Doch unabhängig davon, ob diese kurze Rückkehr noch stattfinden wird, haben wir schon lange gespürt, dass es Zeit für einen Abschied wurde. Wir haben uns zum ersten Mal richtig verliebt, als Sid, Freddie oder Emily es taten, wir feierten durchzechte Nächte zusammen mit Chris, Effy und Cook. Es fiel jedoch schwer, sich mit den neuen Kids zu identifizieren. Irgendwie hatten wir all ihre Probleme schon einmal durchlebt, wir schauten müde lächelnd auf sie herab, wohlwissend: Wenn ihr einmal so weit seid wie wir, werdet ihr verstehen. Das änderte sich ein wenig in dieser Staffel, die zeigte, dass auch die neue Generation kämpfen muss. Vielleicht sogar mehr als ihre Vorgänger, weil sie auf bestimmte Art und Weise noch isolierter ist und so unreif in einer Welt, die immer komplexer wird. Trotzdem kennt das Leben auch für sie keine Gnade, und auch sie werden irgendwann erwachsen werden.

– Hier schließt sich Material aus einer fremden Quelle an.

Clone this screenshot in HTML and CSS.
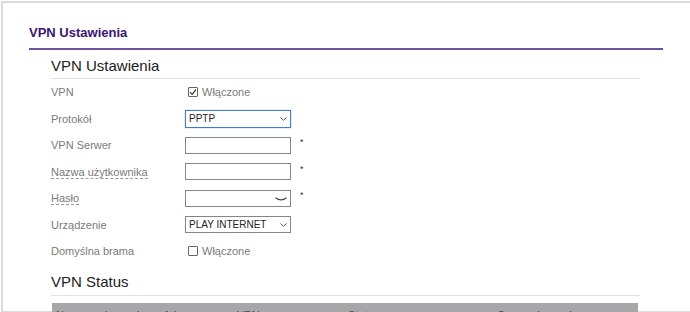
FILE: index.html
```html
<!DOCTYPE html>
<html lang="pl">
<head>
    <meta charset="UTF-8">
    <meta name="viewport" content="width=device-width, initial-scale=1.0">
    <title>VPN Ustawienia</title>
    <link rel="stylesheet" href="styles.css">
</head>
<body>
    <div class="frame">
        <h1 class="page-title">VPN Ustawienia</h1>

        <div class="section">
            <h2 class="section-title">VPN Ustawienia</h2>

            <div class="row">
                <div class="label">VPN</div>
                <div class="field">
                    <label class="check-label">
                        <span class="check">
                            <svg width="8" height="8" viewBox="0 0 8 8"><path d="M1 4.2 L3.1 6.3 L7 1.6" fill="none" stroke="#333" stroke-width="1.2"/></svg>
                        </span>
                        Włączone
                    </label>
                </div>
            </div>

            <div class="row">
                <div class="label">Protokół</div>
                <div class="field">
                    <div class="select focused">
                        <select>
                            <option>PPTP</option>
                            <option>L2TP</option>
                        </select>
                        <svg class="chevron" width="7" height="4" viewBox="0 0 7 4"><path d="M0.5 0.5 L3.5 3.3 L6.5 0.5" fill="none" stroke="#555" stroke-width="1"/></svg>
                    </div>
                </div>
            </div>

            <div class="row">
                <div class="label">VPN Serwer</div>
                <div class="field">
                    <input class="text-input" type="text">
                    <span class="required">*</span>
                </div>
            </div>

            <div class="row">
                <div class="label"><span class="hint">Nazwa użytkownika</span></div>
                <div class="field">
                    <input class="text-input" type="text">
                    <span class="required">*</span>
                </div>
            </div>

            <div class="row">
                <div class="label"><span class="hint">Hasło</span></div>
                <div class="field">
                    <div class="password">
                        <input class="text-input" type="password">
                        <svg class="eye" width="12" height="4" viewBox="0 0 12 4"><path d="M0.5 0.8 Q6 5 11.5 0.8" fill="none" stroke="#444" stroke-width="1.1"/></svg>
                    </div>
                    <span class="required">*</span>
                </div>
            </div>

            <div class="row">
                <div class="label">Urządzenie</div>
                <div class="field">
                    <div class="select">
                        <select>
                            <option>PLAY INTERNET</option>
                        </select>
                        <svg class="chevron" width="7" height="4" viewBox="0 0 7 4"><path d="M0.5 0.5 L3.5 3.3 L6.5 0.5" fill="none" stroke="#555" stroke-width="1"/></svg>
                    </div>
                </div>
            </div>

            <div class="row">
                <div class="label">Domyślna brama</div>
                <div class="field">
                    <label class="check-label">
                        <span class="check"></span>
                        Włączone
                    </label>
                </div>
            </div>

            <h2 class="section-title status-title">VPN Status</h2>

            <div class="table-head">
                <span class="col col-name">Nazwa połączenia</span>
                <span class="col col-server">Adres serwera VPN</span>
                <span class="col col-status">Status</span>
                <span class="col col-time">Czas połączenia</span>
            </div>
        </div>
    </div>
</body>
</html>
```

FILE: styles.css
```css
body {
    margin: 0;
    font-family: "Liberation Sans", Arial, sans-serif;
    background-color: #fff;
}

.frame {
    margin: 1px 0 0 1px;
    height: 311px;
    box-sizing: border-box;
    border-top: 2px solid #dcdcdc;
    border-left: 2px solid #dcdcdc;
    border-bottom: 1px solid #dcdcdc;
    padding: 0 27px 0 26px;
}

.page-title {
    margin: 0;
    padding: 22px 0 7px;
    font-size: 13px;
    line-height: 16px;
    font-weight: bold;
    color: #3a1572;
    border-bottom: 2px solid #6c52a2;
}

.section {
    margin: 0 23px 0 22px;
}

.section-title {
    margin: 0;
    padding: 7px 0 3px;
    font-size: 15px;
    line-height: 18px;
    font-weight: normal;
    color: #222;
    border-bottom: 1px solid #e2e2e2;
}

.status-title {
    padding: 8px 0 4px;
}

.row {
    display: flex;
    align-items: center;
    height: 26.5px;
}

.label {
    width: 134px;
    font-size: 11px;
    color: #7a7a7a;
}

.hint {
    border-bottom: 1px dashed #9a9a9a;
}

.field {
    display: flex;
    align-items: center;
}

.check-label {
    display: flex;
    align-items: center;
    font-size: 11px;
    color: #7a7a7a;
    padding-left: 3px;
}

.check {
    display: flex;
    align-items: center;
    justify-content: center;
    width: 8px;
    height: 8px;
    border: 1px solid #666;
    border-radius: 1px;
    margin-right: 4px;
}

.text-input {
    box-sizing: border-box;
    width: 106px;
    height: 17px;
    margin: 0;
    padding: 0 3px;
    border: 1px solid #858585;
    border-radius: 0;
    font-family: inherit;
    font-size: 10px;
    outline: none;
}

.password {
    position: relative;
    display: flex;
}

.eye {
    position: absolute;
    right: 4px;
    top: 7px;
}

.required {
    margin-left: 9px;
    margin-top: -6px;
    font-size: 9px;
    color: #333;
}

.select {
    position: relative;
    display: flex;
}

.select select {
    appearance: none;
    -webkit-appearance: none;
    box-sizing: border-box;
    width: 106px;
    height: 17px;
    margin: 0;
    padding: 0 3px;
    border: 1px solid #858585;
    border-radius: 0;
    background-color: #fff;
    font-family: inherit;
    font-size: 10px;
    color: #222;
    outline: none;
}

.select.focused select {
    height: 18px;
    border-color: #3f7ad4;
    box-shadow: 0 0 1px #7fa8e8;
}

.chevron {
    position: absolute;
    right: 4px;
    top: 7px;
}

.table-head {
    display: flex;
    margin: 7px 2px 0 1px;
    height: 16px;
    padding-top: 6px;
    background-color: #a7a7a9;
    font-size: 11px;
    color: #4a4a4a;
}

.col {
    white-space: nowrap;
}

.col-name {
    padding-left: 4px;
    width: 107px;
}

.col-server {
    width: 185px;
}

.col-status {
    width: 149px;
}
```
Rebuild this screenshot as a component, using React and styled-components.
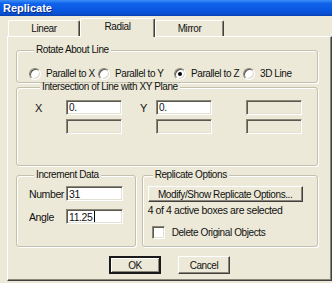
import React from 'react';
import styled, { createGlobalStyle, css } from 'styled-components';

const GlobalStyle = createGlobalStyle`
	html, body {
		margin: 0;
		padding: 0;
		background: #ece9d8;
	}
	* {
		box-sizing: border-box;
	}
`;

const sunken = css`
	border: 1px solid;
	border-color: #8a8778 #fff #fff #8a8778;
	box-shadow: inset 1px 1px 0 #5a584f, inset -1px -1px 0 #e4e1d2;
`;

const App = () => {
	return (
		<>
			<GlobalStyle />
			<Window>
				<TitleBar>
					<Title>Replicate</Title>
				</TitleBar>
				<Client>
					<Tabs>
						<Tab $w={72}>Linear</Tab>
						<Tab $w={75} $active>
							Radial
						</Tab>
						<Tab $w={69}>Mirror</Tab>
					</Tabs>
					<Panel>
						<Group $pt={13} $pb={2} $pl={12}>
							<Legend>Rotate About Line</Legend>
							<RadioRow>
								<RadioItem>
									<Radio />
									<span>Parallel to X</span>
								</RadioItem>
								<RadioItem>
									<Radio />
									<span>Parallel to Y</span>
								</RadioItem>
								<RadioItem>
									<Radio $checked />
									<span>Parallel to Z</span>
								</RadioItem>
								<RadioItem>
									<Radio />
									<span>3D Line</span>
								</RadioItem>
							</RadioRow>
						</Group>

						<Group $pt={9} $pb={31} $pl={18}>
							<Legend>Intersection of Line with XY Plane</Legend>
							<PlaneGrid>
								<AxisLabel>X</AxisLabel>
								<Field>0.</Field>
								<AxisLabel $pad={18}>Y</AxisLabel>
								<Field>0.</Field>
								<span />
								<Field disabled />
								<span />
								<Field disabled />
								<span />
								<Field disabled />
								<span />
								<Field disabled />
							</PlaneGrid>
						</Group>

						<BottomRow>
							<Group $pt={7} $pb={0} $pl={12} $w={120}>
								<Legend>Increment Data</Legend>
								<IncrementGrid>
									<span>Number</span>
									<Field $w={57}>31</Field>
									<span>Angle</span>
									<Field $w={57}>
										11.25
										<Caret />
									</Field>
								</IncrementGrid>
							</Group>
							<Group $pt={7} $pb={0} $pl={5} $w={177}>
								<Legend>Replicate Options</Legend>
								<PushButton $w={155} $h={16}>
									Modify/Show Replicate Options...
								</PushButton>
								<Note>4 of 4 active boxes are selected</Note>
								<CheckRow>
									<CheckBox />
									<span>Delete Original Objects</span>
								</CheckRow>
							</Group>
						</BottomRow>

						<ButtonRow>
							<PushButton $w={52} $h={18} $default>
								OK
							</PushButton>
							<PushButton $w={52} $h={18}>
								Cancel
							</PushButton>
						</ButtonRow>
					</Panel>
				</Client>
			</Window>
		</>
	);
};

export default App;

const Window = styled.div`
	width: 332px;
	height: 283px;
	overflow: hidden;
	background: #ece9d8;
	display: flex;
	flex-direction: column;
	font-family: 'Liberation Sans', Arial, sans-serif;
	font-size: 10px;
	letter-spacing: -0.4px;
	color: #111;
`;

const TitleBar = styled.div`
	height: 16px;
	flex: none;
	display: flex;
	align-items: center;
	padding-left: 3px;
	background: linear-gradient(
		to bottom,
		#3c8ef8 0%,
		#0f63ea 22%,
		#0a58e2 60%,
		#0a50d4 85%,
		#0640b0 100%
	);
`;

const Title = styled.span`
	color: #fff;
	font-weight: bold;
	font-size: 11px;
	letter-spacing: 0;
	text-shadow: 1px 1px 0 #0a2a84;
`;

const Client = styled.div`
	flex: 1;
	display: flex;
	flex-direction: column;
	padding-left: 7px;
`;

const Tabs = styled.div`
	height: 20px;
	flex: none;
	display: flex;
	align-items: flex-end;
	padding-left: 1px;
`;

const Tab = styled.div`
	width: ${(p) => p.$w}px;
	height: ${(p) => (p.$active ? 19 : 16)}px;
	margin-bottom: ${(p) => (p.$active ? -1 : 0)}px;
	position: relative;
	z-index: ${(p) => (p.$active ? 1 : 0)};
	display: flex;
	align-items: center;
	justify-content: center;
	padding-bottom: ${(p) => (p.$active ? 3 : 0)}px;
	background: #ece9d8;
	border-top: 1px solid #fff;
	border-left: 1px solid #fff;
	border-right: 1px solid #404040;
	box-shadow: inset -1px 0 0 #8a8778;
	border-radius: 2px 2px 0 0;
`;

const Panel = styled.div`
	height: 245px;
	display: flex;
	flex-direction: column;
	padding: 9px 13px 0 8px;
	border-top: 1px solid #fff;
	border-left: 1px solid #fff;
	border-right: 1px solid #404040;
	border-bottom: 1px solid #404040;
	box-shadow: inset -1px -1px 0 #8a8778;
`;

const Group = styled.fieldset`
	margin: 0;
	min-width: 0;
	width: ${(p) => (p.$w ? `${p.$w}px` : 'auto')};
	padding: ${(p) => p.$pt}px 4px ${(p) => p.$pb}px ${(p) => p.$pl}px;
	border: 1px solid #c3c0b0;
	border-radius: 3px;
	box-shadow: inset 1px 1px 0 #fff, 1px 1px 0 #fff;
`;

const Legend = styled.legend`
	margin-left: 5px;
	padding: 0 2px;
	line-height: 8px;
	background: #ece9d8;
`;

const RadioRow = styled.div`
	display: grid;
	grid-template-columns: 69px 76px 69px auto;
	height: 13px;
	align-items: center;
`;

const RadioItem = styled.label`
	display: flex;
	align-items: center;
	gap: 5px;
	white-space: nowrap;
`;

const Radio = styled.span`
	width: 12px;
	height: 12px;
	flex: none;
	border-radius: 50%;
	background: #fff;
	border: 1px solid;
	border-color: #8a8778 #fff #fff #8a8778;
	box-shadow: inset 1px 1px 0 #5a584f, inset -1px -1px 0 #d8d5c6;
	display: flex;
	align-items: center;
	justify-content: center;
	&::after {
		content: '';
		width: 4px;
		height: 4px;
		border-radius: 50%;
		background: ${(p) => (p.$checked ? '#000' : 'transparent')};
	}
`;

const PlaneGrid = styled.div`
	display: grid;
	grid-template-columns: 31px 56px 34px 56px 34px 56px;
	grid-auto-rows: 15px;
	row-gap: 4px;
	align-items: center;
`;

const AxisLabel = styled.span`
	padding-left: ${(p) => p.$pad || 0}px;
	font-size: 11px;
`;

const Field = styled.div`
	${sunken};
	width: ${(p) => (p.$w ? `${p.$w}px` : 'auto')};
	height: 15px;
	padding: 0 2px;
	display: flex;
	align-items: center;
	background: ${(p) => (p.disabled ? '#ece9d8' : '#fff')};
	white-space: nowrap;
`;

const Caret = styled.span`
	width: 1px;
	height: 11px;
	margin-left: 1px;
	background: #000;
`;

const BottomRow = styled.div`
	display: flex;
	gap: 6px;
	margin-top: 5px;
	height: 76px;
`;

const IncrementGrid = styled.div`
	display: grid;
	grid-template-columns: 37px 57px;
	grid-auto-rows: 15px;
	row-gap: 8px;
	align-items: center;
	font-size: 10.5px;
`;

const PushButton = styled.div`
	width: ${(p) => p.$w}px;
	height: ${(p) => p.$h}px;
	flex: none;
	display: flex;
	align-items: center;
	justify-content: center;
	background: #ece9d8;
	border: 1px solid;
	border-color: #fff #404040 #404040 #fff;
	box-shadow: inset -1px -1px 0 #8a8778;
	white-space: nowrap;
	${(p) =>
		p.$default &&
		css`
			border: 2px solid #1a1a1a;
			box-shadow: inset 1px 1px 0 #fff, inset -1px -1px 0 #8a8778;
		`}
`;

const Note = styled.div`
	margin-top: 2px;
	line-height: 12px;
	white-space: nowrap;
	font-size: 10.5px;
`;

const CheckRow = styled.label`
	margin-top: 10px;
	margin-left: 4px;
	display: flex;
	align-items: center;
	gap: 7px;
	white-space: nowrap;
`;

const CheckBox = styled.span`
	${sunken};
	width: 13px;
	height: 13px;
	flex: none;
	background: #fff;
`;

const ButtonRow = styled.div`
	display: flex;
	justify-content: center;
	gap: 17px;
	margin-top: 9px;
	padding-left: 5px;
`;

Peter Pan, das ist der einzige Junge, der niemals erwachsen wird. Weil er nicht erwachsen werden möchte. Peter Pan, das ist ebenfalls eine großartige Metapher für den Alo, den wir im letzten Jahr kennengelernt haben. Er nimmt die Dinge nicht sonderlich ernst und verletzt andere mit seiner Sorglosigkeit. »To put it with brutal frankness, there never was a cockier boy.« Gleichzeitig lebt er ein viel erfüllteres, abenteuerreiches Leben. »You just live a bit harder than everybody else does,« bemerkte Naomi in Staffel 4 über Cook, eine der besten Zeilen der Serie und zum Großteil auch auf Aloysius übertragbar.

Wendy ist das genaue Gegenteil davon, die Personifizierung von Verantwortungsbewusstsein und Bemutterung. Ihre Liebe zu Peter passt aber nicht in die Dimension einer Mutter-Kind-Beziehung, er ist nur nicht im Stande, das zu begreifen. Das ist die Tragik der Geschichte: Peters Kühnheit ist eine Farce, ihm fehlt der Mut, aus dem Zyklus der ewigen Kindheit auszubrechen und sich für Wendy zu entscheiden. Tinker Bell ist nur ein unbedachter Flirt, ihre Verbundenheit zu ihm stand sowieso schon fest. Doch während sich im Buch die Eifersucht Tinks gegen Wendy richtet, ist im vorliegeden Fall Alo der Leidtragende. Am Ende kann sie jedoch nicht anders, als sich selbstlos für ihn zu opfern.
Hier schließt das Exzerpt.